Information provided —
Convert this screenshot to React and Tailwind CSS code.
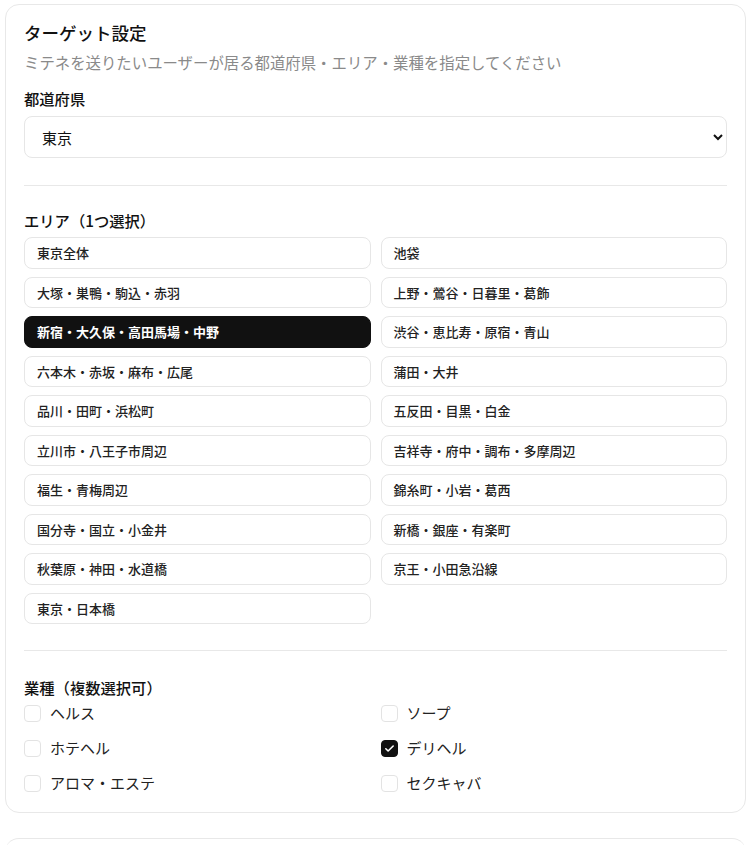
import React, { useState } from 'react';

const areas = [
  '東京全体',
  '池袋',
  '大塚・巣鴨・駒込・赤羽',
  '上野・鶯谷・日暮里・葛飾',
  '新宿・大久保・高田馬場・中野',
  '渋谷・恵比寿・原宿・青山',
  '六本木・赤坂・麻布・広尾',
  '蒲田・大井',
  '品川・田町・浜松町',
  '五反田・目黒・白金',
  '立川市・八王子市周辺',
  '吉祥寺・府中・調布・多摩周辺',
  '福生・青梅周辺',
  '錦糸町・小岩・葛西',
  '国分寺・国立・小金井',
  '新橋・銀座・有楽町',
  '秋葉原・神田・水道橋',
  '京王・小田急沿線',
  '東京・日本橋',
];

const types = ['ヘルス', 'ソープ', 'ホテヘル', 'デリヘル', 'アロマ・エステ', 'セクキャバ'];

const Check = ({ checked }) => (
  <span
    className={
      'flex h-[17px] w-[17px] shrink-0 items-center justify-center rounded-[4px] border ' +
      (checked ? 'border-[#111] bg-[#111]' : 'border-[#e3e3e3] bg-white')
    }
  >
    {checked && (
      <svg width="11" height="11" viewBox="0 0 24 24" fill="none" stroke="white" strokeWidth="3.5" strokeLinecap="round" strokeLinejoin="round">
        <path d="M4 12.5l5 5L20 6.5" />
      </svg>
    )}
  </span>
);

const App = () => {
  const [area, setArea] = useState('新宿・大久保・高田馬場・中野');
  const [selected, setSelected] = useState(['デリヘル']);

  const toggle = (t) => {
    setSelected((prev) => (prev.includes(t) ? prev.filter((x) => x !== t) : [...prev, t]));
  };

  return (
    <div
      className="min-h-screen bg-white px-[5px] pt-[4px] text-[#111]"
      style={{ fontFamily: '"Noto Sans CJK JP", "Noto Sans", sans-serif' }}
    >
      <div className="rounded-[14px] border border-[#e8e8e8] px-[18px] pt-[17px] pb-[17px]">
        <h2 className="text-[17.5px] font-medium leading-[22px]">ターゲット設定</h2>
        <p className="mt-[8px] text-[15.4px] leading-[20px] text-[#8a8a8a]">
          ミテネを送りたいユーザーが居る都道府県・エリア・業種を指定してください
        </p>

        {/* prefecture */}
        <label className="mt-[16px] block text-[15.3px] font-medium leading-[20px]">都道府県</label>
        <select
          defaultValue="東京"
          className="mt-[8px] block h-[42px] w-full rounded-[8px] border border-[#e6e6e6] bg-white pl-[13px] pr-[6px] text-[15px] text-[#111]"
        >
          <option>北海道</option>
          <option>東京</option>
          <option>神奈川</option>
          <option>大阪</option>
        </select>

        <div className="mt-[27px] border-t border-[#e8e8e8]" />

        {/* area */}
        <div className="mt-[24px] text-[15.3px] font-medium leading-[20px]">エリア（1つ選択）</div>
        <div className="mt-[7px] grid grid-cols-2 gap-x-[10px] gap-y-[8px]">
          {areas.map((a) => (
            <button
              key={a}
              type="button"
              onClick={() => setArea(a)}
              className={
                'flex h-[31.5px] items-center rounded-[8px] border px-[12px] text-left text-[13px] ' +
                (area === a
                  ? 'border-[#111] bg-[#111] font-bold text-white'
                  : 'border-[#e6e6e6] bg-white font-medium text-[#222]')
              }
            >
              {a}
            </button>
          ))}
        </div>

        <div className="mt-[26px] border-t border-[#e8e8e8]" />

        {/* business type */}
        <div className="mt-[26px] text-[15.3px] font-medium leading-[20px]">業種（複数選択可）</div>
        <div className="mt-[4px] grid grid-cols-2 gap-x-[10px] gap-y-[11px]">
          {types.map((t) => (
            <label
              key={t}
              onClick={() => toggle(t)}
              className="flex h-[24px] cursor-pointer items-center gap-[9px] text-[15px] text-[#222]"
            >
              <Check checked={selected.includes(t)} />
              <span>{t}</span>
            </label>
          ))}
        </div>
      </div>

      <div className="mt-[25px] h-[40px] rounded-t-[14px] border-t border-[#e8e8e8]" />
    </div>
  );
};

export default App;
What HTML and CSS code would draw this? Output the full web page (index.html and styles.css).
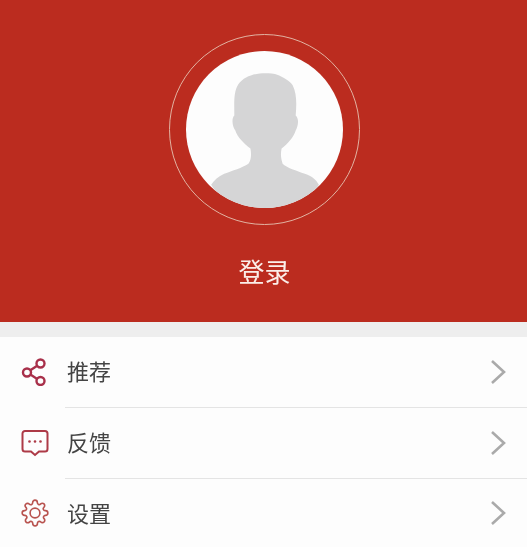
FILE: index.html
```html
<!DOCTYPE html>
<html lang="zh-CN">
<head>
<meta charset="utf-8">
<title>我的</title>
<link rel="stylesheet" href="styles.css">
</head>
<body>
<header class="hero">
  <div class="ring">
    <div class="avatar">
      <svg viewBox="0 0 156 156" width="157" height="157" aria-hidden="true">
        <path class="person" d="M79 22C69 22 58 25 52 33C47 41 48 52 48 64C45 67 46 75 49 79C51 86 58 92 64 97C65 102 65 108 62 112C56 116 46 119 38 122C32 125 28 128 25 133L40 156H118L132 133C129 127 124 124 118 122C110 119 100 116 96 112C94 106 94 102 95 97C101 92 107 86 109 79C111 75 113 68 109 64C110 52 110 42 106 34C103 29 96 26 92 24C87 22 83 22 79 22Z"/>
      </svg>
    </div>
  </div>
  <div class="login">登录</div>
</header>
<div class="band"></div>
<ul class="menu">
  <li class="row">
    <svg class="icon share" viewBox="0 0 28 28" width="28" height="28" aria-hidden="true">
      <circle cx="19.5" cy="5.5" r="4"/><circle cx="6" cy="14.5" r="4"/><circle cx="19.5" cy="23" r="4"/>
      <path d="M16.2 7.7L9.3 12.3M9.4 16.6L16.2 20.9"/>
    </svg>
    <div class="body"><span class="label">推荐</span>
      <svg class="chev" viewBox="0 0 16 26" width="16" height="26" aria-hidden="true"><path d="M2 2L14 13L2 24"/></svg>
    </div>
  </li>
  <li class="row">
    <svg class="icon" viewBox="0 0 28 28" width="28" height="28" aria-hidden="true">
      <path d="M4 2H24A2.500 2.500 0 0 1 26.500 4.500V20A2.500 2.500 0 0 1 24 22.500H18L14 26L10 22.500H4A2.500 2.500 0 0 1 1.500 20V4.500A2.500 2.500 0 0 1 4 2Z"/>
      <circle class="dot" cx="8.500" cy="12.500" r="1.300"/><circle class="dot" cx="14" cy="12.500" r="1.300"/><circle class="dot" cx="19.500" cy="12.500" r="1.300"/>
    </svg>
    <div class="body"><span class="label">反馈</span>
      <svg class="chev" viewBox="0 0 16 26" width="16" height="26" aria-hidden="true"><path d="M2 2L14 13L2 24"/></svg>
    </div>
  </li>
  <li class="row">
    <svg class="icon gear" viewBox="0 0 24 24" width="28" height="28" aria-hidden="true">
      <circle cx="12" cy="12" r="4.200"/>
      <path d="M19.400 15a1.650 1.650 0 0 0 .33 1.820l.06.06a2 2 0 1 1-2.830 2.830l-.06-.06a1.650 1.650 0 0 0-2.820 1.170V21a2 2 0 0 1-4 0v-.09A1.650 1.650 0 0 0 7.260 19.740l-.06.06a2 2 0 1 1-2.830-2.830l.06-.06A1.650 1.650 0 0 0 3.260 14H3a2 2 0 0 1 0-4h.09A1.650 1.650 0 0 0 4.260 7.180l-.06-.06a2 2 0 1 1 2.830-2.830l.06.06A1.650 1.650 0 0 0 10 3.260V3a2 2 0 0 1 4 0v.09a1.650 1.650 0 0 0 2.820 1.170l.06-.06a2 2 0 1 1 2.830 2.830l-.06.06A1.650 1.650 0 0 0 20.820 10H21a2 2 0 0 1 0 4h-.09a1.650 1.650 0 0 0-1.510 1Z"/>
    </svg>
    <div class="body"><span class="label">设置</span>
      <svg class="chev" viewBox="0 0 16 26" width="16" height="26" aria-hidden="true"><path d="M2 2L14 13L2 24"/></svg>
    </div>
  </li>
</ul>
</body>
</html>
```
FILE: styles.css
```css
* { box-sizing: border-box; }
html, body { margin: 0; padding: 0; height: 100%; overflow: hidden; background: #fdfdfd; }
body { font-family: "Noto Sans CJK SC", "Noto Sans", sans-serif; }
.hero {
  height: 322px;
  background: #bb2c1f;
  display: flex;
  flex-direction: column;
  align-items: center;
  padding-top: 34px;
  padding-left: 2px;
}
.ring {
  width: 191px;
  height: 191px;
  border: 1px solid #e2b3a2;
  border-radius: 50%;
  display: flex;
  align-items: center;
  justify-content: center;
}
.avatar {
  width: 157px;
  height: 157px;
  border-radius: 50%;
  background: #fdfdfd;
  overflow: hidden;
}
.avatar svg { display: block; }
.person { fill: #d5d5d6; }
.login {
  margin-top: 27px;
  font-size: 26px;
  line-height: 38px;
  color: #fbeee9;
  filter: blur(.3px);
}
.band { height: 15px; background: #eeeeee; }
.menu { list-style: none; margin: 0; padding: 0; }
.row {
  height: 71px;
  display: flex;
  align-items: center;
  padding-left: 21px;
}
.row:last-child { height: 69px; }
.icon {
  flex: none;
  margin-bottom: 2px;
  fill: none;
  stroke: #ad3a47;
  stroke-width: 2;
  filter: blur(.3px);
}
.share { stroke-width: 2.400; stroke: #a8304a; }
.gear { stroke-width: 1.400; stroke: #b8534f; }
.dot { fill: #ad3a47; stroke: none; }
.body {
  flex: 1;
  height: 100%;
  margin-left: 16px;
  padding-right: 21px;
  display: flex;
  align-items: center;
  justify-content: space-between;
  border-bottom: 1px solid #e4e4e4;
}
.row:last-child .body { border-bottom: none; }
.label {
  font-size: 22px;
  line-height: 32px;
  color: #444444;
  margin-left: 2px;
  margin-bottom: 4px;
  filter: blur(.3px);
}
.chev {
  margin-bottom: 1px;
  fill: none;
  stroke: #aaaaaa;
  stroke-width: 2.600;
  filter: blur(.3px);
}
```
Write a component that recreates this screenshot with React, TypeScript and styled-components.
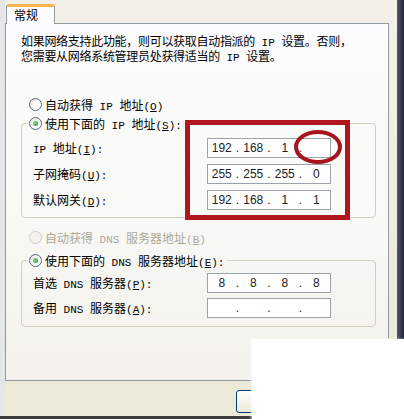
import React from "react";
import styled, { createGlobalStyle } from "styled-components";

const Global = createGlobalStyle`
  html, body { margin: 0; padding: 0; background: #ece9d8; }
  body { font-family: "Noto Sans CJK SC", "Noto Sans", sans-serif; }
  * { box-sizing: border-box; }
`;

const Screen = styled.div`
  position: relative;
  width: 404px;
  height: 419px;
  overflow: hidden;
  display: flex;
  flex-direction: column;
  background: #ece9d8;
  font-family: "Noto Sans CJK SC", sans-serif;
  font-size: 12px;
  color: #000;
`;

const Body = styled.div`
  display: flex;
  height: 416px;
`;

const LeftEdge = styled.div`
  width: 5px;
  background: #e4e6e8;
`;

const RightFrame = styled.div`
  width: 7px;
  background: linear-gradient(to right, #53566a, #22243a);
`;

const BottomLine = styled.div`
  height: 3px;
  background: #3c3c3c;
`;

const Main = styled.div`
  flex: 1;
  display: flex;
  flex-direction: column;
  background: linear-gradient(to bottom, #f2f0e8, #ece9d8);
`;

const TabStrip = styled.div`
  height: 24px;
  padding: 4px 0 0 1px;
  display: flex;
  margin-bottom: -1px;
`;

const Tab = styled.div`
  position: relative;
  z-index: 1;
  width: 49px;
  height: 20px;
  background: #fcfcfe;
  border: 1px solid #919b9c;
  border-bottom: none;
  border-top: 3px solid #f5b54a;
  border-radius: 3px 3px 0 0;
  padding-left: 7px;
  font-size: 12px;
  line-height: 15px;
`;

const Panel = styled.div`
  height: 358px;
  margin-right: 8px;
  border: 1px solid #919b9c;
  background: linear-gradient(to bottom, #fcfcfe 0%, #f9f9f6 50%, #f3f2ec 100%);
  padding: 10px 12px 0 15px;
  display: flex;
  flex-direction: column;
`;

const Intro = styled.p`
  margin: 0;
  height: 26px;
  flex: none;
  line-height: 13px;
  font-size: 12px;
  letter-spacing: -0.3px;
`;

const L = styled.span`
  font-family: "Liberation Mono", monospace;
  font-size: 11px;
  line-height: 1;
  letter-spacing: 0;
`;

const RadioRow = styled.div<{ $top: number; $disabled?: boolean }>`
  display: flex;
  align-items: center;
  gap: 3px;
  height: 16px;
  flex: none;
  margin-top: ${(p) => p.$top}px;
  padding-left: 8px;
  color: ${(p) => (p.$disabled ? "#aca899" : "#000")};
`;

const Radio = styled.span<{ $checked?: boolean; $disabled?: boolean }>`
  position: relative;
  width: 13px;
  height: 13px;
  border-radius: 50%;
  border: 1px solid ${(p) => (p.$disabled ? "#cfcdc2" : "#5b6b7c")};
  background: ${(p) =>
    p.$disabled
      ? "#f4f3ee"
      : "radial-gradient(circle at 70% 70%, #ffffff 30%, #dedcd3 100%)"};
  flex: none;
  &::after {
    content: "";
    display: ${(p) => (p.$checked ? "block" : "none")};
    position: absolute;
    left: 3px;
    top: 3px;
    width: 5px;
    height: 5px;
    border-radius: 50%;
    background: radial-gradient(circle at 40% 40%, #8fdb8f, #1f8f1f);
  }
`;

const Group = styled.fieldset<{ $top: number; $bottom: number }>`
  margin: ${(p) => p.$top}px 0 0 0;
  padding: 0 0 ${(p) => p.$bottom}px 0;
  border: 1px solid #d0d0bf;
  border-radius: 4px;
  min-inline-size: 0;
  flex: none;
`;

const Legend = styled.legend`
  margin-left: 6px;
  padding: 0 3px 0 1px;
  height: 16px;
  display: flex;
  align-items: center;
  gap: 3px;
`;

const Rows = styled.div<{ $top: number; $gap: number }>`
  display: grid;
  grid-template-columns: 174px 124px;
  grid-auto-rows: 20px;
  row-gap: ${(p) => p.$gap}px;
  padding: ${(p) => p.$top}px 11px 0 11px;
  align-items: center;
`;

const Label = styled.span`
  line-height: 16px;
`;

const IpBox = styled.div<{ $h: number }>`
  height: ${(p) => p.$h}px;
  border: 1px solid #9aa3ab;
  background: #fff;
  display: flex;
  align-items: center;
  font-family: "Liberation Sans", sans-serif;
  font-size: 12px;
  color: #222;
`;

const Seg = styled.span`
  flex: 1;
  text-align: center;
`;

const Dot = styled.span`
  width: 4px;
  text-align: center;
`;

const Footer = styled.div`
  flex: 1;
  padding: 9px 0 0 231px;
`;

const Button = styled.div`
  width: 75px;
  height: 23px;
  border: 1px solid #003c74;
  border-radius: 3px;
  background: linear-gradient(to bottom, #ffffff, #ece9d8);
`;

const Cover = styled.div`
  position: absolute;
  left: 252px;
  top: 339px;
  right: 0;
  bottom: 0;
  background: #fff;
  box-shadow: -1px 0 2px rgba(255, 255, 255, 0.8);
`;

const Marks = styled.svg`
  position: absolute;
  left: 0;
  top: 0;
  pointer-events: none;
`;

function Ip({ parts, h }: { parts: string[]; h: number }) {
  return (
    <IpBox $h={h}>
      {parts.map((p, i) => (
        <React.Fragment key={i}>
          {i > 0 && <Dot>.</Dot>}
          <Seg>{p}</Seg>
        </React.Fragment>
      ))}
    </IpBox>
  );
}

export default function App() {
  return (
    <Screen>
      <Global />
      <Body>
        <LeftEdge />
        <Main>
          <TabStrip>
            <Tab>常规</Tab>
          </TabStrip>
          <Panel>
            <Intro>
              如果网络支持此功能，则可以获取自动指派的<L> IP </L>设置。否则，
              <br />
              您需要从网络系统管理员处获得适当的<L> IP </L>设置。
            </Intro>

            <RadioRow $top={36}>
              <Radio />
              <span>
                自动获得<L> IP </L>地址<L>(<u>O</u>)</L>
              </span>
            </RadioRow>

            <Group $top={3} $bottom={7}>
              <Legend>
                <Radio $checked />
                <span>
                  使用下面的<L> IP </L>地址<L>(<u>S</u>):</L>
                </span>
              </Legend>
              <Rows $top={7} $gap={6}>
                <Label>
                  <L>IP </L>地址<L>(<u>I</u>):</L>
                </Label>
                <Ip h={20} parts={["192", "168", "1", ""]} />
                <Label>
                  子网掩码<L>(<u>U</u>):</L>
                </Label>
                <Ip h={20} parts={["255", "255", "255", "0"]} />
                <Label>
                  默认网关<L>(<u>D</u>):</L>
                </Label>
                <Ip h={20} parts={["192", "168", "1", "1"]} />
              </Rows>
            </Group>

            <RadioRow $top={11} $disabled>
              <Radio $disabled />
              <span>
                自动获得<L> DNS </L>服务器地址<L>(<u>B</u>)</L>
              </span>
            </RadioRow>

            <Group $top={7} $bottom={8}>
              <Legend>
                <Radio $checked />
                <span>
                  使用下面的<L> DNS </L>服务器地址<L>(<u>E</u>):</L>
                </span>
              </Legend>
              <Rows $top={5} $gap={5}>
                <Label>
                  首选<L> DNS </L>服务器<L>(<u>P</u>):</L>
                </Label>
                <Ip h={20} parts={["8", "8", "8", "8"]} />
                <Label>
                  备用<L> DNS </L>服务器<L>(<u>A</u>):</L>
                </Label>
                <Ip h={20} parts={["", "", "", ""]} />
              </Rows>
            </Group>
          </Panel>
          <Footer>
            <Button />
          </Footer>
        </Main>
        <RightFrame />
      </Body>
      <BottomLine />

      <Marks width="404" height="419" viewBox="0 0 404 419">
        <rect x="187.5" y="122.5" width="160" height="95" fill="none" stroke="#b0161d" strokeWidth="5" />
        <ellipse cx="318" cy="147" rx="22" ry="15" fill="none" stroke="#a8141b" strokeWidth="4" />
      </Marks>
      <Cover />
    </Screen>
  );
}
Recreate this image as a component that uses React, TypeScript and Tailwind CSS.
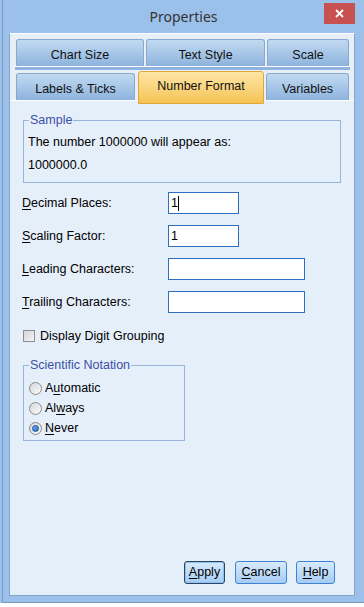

Work to be completed — Look for the word "full" in every line of the listing and copy the lines that have it.

Output of the task —
          className="mt-[8px] block h-[42px] w-full rounded-[8px] border border-[#e6e6e6] bg-white pl-[13px] pr-[6px] text-[15px] text-[#111]"
What HTML and CSS code would draw this? Output the full web page (index.html and styles.css).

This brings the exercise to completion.